**Short problem:**
List each line of the data in which the string "that" appears.

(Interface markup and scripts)
┄┄┄┄┄┄┄┄┄┄

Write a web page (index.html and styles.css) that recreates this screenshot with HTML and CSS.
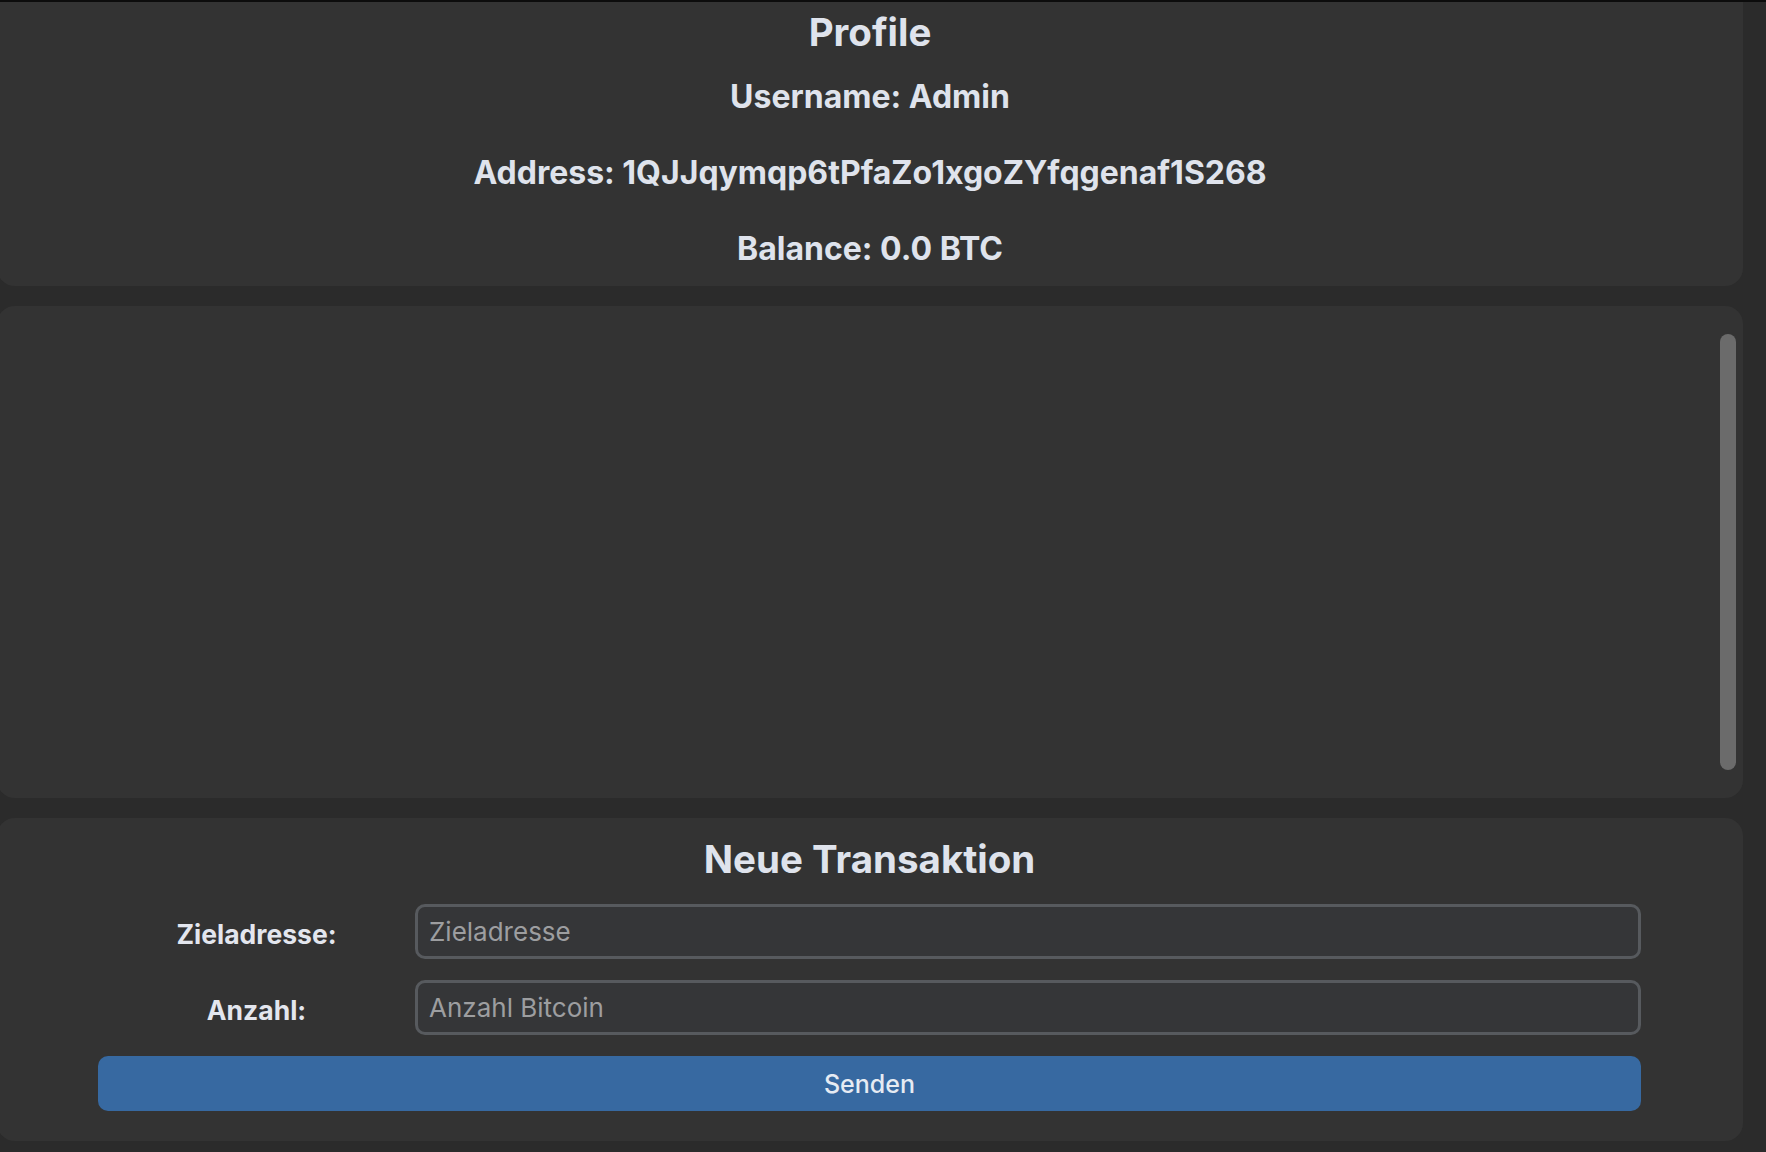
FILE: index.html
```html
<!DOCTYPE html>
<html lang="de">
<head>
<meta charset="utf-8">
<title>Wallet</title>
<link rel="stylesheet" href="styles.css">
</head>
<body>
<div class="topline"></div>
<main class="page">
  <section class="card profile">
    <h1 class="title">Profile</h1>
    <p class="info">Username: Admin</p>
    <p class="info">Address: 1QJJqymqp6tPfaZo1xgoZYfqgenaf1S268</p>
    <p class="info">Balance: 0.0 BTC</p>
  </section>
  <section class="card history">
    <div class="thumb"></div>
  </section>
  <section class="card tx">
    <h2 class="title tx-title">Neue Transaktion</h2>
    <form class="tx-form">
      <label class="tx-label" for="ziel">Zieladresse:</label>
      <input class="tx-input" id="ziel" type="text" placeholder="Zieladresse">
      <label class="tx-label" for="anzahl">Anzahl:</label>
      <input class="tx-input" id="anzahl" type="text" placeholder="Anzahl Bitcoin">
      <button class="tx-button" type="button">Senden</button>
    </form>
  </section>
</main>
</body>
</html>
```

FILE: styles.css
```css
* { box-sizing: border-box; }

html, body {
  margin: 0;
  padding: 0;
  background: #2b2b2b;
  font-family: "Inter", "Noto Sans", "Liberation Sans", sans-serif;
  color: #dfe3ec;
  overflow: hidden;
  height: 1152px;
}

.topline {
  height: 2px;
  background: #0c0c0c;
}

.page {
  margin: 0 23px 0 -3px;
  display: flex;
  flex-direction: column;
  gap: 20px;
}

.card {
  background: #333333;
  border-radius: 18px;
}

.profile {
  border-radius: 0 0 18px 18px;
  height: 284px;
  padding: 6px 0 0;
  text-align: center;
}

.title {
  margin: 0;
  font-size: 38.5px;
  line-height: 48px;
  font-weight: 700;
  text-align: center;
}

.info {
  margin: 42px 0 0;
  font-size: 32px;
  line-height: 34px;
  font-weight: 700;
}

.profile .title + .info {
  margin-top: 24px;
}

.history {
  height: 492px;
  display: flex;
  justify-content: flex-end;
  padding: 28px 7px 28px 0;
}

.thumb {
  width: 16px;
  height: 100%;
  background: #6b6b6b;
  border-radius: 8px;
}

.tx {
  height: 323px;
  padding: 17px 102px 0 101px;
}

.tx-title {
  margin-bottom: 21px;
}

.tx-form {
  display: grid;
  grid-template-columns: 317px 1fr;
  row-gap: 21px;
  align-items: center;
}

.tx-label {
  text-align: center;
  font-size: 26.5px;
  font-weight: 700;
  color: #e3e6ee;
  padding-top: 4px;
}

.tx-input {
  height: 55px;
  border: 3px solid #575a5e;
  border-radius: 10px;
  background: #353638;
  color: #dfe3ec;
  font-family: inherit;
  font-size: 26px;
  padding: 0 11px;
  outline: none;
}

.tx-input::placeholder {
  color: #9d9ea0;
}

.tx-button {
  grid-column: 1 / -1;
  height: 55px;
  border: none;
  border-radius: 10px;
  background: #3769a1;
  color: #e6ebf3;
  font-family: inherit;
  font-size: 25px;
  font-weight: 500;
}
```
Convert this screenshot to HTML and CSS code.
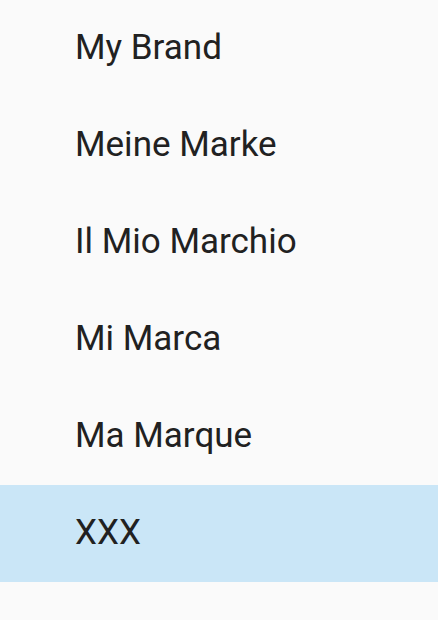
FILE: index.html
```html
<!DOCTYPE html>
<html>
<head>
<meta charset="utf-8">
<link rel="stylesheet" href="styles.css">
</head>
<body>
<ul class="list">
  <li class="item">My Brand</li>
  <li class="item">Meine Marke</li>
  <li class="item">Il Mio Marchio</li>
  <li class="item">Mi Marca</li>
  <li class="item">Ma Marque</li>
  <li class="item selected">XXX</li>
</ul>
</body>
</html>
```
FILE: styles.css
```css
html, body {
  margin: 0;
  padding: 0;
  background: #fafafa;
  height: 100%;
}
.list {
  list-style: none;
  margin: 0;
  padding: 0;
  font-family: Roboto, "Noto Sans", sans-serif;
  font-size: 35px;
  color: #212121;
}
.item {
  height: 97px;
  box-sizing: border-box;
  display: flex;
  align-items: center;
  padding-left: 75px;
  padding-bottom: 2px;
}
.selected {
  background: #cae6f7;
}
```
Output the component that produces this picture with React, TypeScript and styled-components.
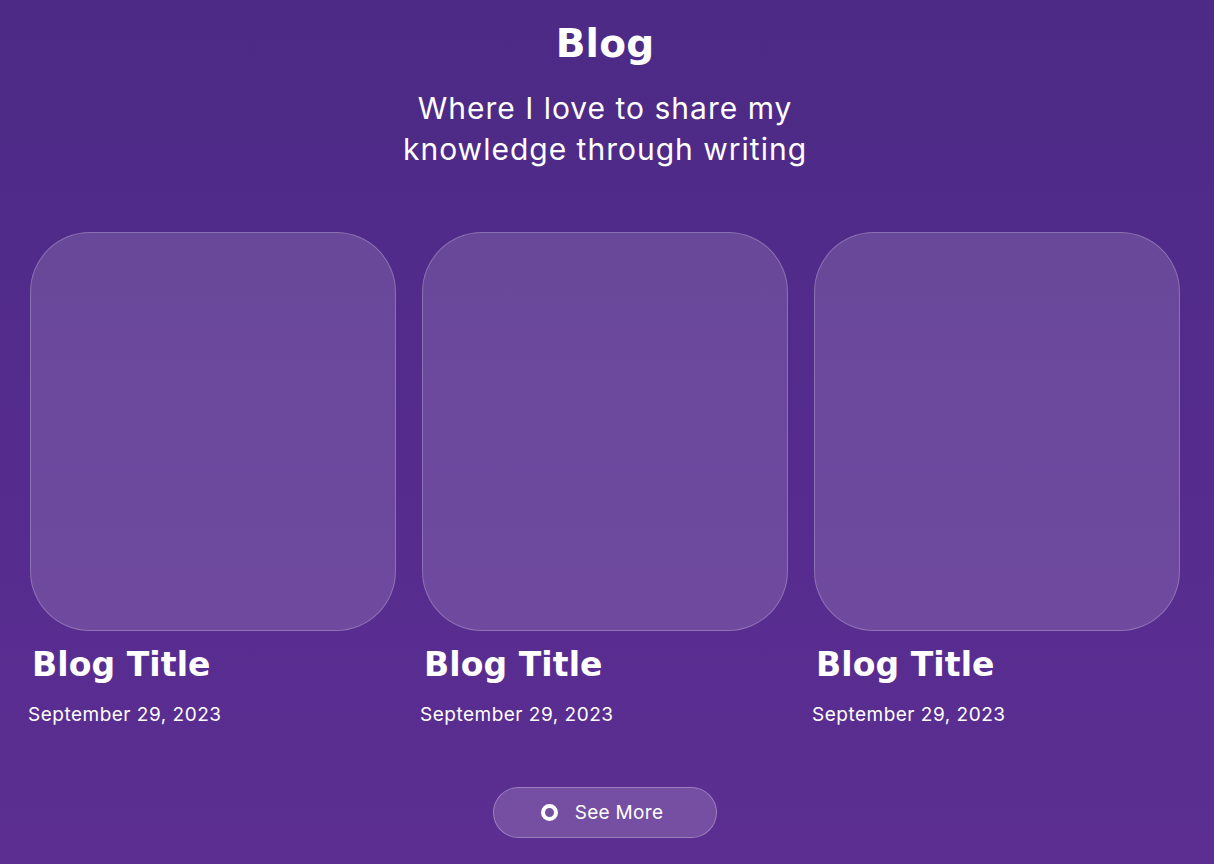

┄┄┄┄┄┄┄┄┄┄

**Correct answer:**
Write a web page (index.html and styles.css) that recreates this screenshot with HTML and CSS.
Output the component that produces this picture with React, TypeScript and styled-components.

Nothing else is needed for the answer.